**RECORDED INFORMATION:**
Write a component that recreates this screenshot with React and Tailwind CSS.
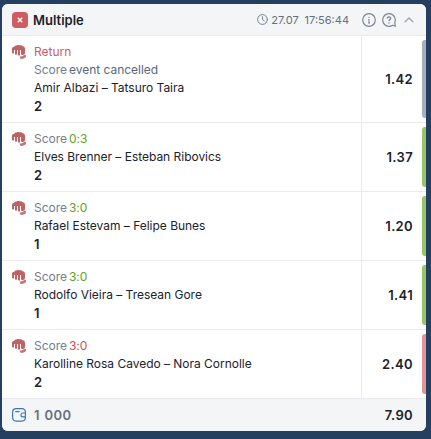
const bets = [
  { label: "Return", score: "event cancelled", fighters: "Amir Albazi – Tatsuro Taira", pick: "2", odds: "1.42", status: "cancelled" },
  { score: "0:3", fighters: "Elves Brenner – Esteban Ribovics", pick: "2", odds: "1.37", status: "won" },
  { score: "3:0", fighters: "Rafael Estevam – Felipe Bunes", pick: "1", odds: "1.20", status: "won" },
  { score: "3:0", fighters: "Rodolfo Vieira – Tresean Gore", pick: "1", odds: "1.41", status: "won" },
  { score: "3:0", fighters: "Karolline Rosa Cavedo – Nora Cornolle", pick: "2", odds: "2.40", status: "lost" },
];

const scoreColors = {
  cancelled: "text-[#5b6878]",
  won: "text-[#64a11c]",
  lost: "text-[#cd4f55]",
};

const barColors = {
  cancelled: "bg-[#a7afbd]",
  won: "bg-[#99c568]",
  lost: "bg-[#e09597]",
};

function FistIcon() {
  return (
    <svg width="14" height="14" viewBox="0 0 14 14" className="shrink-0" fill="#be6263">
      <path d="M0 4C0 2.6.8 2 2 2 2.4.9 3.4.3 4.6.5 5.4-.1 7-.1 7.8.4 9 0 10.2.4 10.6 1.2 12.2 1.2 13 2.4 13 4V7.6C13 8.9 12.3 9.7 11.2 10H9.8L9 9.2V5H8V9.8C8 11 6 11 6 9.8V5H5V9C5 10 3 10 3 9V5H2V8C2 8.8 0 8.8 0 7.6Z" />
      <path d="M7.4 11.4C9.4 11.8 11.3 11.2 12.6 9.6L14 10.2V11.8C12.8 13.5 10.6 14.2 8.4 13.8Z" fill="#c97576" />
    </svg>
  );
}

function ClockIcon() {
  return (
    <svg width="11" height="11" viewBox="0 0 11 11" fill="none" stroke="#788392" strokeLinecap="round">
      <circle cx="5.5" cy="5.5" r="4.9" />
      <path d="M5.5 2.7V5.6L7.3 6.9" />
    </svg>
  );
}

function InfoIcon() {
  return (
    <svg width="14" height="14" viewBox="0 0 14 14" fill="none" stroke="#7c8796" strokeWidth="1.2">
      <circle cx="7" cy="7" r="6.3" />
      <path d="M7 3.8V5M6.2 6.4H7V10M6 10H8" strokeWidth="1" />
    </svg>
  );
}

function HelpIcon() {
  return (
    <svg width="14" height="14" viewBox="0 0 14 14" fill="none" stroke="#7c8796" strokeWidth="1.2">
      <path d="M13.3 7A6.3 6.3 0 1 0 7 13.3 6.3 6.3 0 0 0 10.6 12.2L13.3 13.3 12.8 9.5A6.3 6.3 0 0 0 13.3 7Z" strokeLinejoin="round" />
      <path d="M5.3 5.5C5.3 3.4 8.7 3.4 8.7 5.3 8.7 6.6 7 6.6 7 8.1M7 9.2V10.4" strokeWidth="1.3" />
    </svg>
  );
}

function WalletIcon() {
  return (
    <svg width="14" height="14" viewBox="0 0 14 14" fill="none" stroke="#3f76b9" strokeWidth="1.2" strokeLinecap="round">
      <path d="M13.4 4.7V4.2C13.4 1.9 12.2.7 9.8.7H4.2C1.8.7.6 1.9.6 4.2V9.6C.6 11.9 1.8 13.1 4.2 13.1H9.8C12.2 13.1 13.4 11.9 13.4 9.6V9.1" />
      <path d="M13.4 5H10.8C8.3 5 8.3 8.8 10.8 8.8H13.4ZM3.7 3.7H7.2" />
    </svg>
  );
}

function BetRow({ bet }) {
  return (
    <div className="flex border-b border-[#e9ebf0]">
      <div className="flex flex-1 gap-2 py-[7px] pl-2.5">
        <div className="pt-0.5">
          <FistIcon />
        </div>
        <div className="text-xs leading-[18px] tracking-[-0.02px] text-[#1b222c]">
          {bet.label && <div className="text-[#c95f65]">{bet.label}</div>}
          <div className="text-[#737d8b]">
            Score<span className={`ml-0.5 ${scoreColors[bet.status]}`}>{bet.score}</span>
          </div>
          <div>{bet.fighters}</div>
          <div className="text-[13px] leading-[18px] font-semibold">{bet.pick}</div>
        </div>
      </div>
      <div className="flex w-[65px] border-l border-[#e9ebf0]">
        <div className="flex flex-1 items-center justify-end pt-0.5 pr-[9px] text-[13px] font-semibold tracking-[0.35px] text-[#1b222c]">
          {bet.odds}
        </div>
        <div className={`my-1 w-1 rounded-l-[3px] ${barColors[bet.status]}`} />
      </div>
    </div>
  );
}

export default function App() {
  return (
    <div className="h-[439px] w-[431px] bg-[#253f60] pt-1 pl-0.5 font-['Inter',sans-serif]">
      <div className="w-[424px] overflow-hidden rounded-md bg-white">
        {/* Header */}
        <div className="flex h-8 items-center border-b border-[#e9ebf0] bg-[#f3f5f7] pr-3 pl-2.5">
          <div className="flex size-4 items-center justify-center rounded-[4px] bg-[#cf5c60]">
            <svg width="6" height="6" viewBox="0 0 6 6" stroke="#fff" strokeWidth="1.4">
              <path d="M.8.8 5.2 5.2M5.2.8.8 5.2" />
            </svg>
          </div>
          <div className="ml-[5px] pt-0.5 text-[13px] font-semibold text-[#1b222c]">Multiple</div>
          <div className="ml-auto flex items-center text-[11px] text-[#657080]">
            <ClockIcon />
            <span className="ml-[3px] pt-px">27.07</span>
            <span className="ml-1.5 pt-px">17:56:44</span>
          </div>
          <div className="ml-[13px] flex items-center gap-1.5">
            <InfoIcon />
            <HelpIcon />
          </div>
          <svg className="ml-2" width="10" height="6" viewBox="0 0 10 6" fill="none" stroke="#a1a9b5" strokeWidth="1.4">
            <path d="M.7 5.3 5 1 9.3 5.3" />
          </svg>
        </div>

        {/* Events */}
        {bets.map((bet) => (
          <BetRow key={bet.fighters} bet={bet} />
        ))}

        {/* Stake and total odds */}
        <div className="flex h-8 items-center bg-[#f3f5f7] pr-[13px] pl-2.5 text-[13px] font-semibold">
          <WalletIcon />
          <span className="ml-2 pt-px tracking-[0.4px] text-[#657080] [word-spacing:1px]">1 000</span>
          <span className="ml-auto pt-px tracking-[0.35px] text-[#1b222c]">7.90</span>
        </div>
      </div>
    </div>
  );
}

* * *

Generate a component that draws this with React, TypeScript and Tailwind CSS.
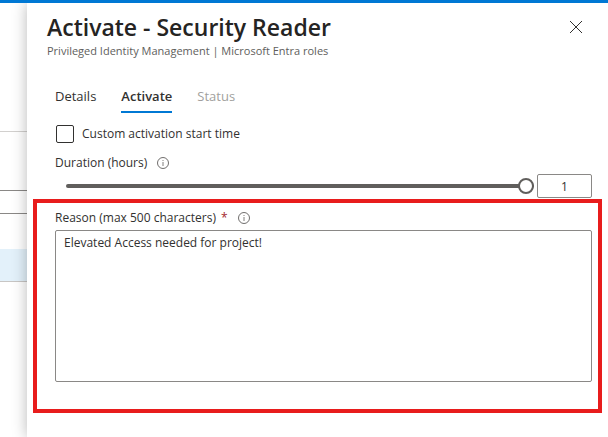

**EXERCISE OBJECTIVE:** State only the number of lines in these entries that contain "with".

**WRITTEN RESPONSE:** 2